There Is a Known Cheater Playing on the PGA Tour


In golf, there are few things worse than being labeled a cheater. Whether it’s in your weekly game or on the PGA Tour, the moniker often sticks and bears a grossly negative connotation. 

Word spreads quickly in golfing circles and it’s not uncommon for a known cheater to be left searching for a game. As it turns out, and unsurprisingly, the moniker is taken even more seriously on the biggest stage; after all, the guys on Tour are playing for their livelihoods.’s Max Adler sat down with one of their Undercover Tour Pros and he stopped just short of naming one of the most notorious cheaters on Tour. However, he did leave a trail of hints as to who this rules-stretching pro is.

(During Masters week), I remember nearly spitting out my drink when I read what Phil Mickelson said in his press conference. His quote was, “I know a number of guys on tour that are loose with how they mark the ball and have not been called on it. I mean, they’ll move the ball two, three inches in front of their mark, and this is an intentional way to get it out of any type of impression and so forth, and I think that kind of stuff needs to stop.”

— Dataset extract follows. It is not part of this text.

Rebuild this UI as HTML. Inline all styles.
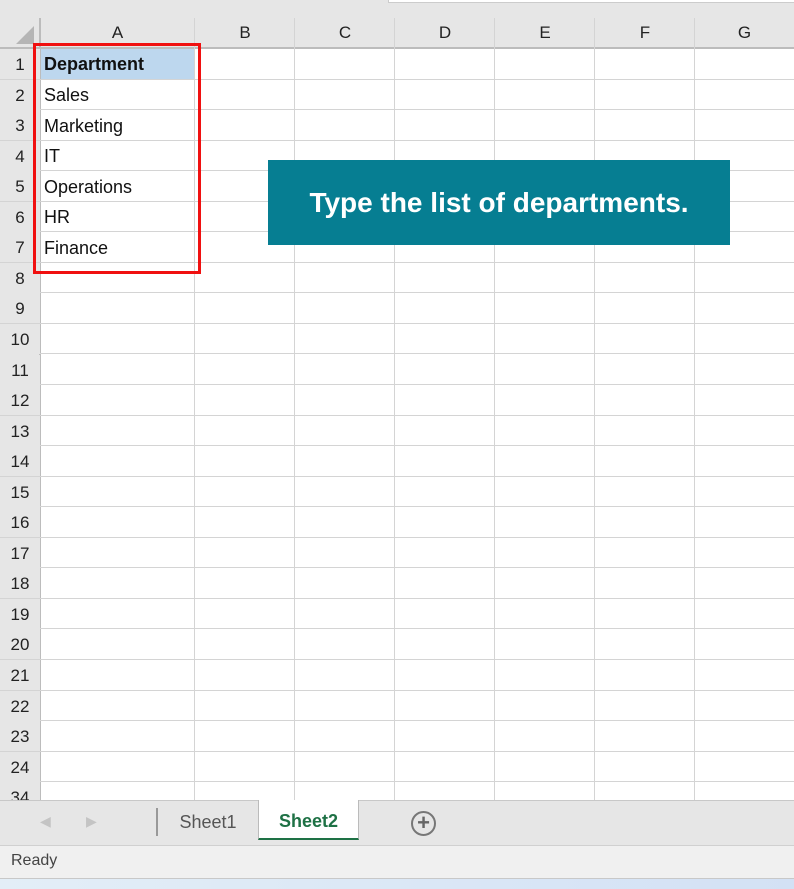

The truth is, there’s exactly one guy who is known to mis-mark his ball by two or three inches. Ask any player about cheating, and they’ll all tell you the same name. I was paired with this notorious individual recently, and I witnessed it. Using his hand to obscure the distance behind the ball, he picks up his coin so fast that you almost can’t be certain of what you’ve just seen. But when you see it enough times, it becomes pretty obvious. What’s more, this was just after the anchor ban, and he was using a long putter. He wears baggy shirts, but I could tell that he was anchoring. After the round, we got into a heated debate in the scoring trailer when I refused to sign his card. He claimed that if the end of his grip touched his chest, it was accidental. The way the rule is written, it’s all about intent, and an official signed his card.

This dude knows he’s a cheater, and he knows that everyone knows he’s a cheater. No one wants to be paired with him or play practice rounds with him. Often you see him dining alone.

Back to what Phil said. I’d say there are maybe 20 guys who deliberately fudge their mark within a half-inch. It’s hard to be definitive because the guys who do it are very good at it. Besides, I’m busy reading my putt. Even if you’re paying close attention, it’s difficult to call someone out when the area of contention is the width of a penny. You can tell an official to watch a guy, but only in the majors do we have an official with every group.

We’re a gossipy bunch out here. But the reality is, players often aren’t ostracized because the stories might circulate only within small groups of friends.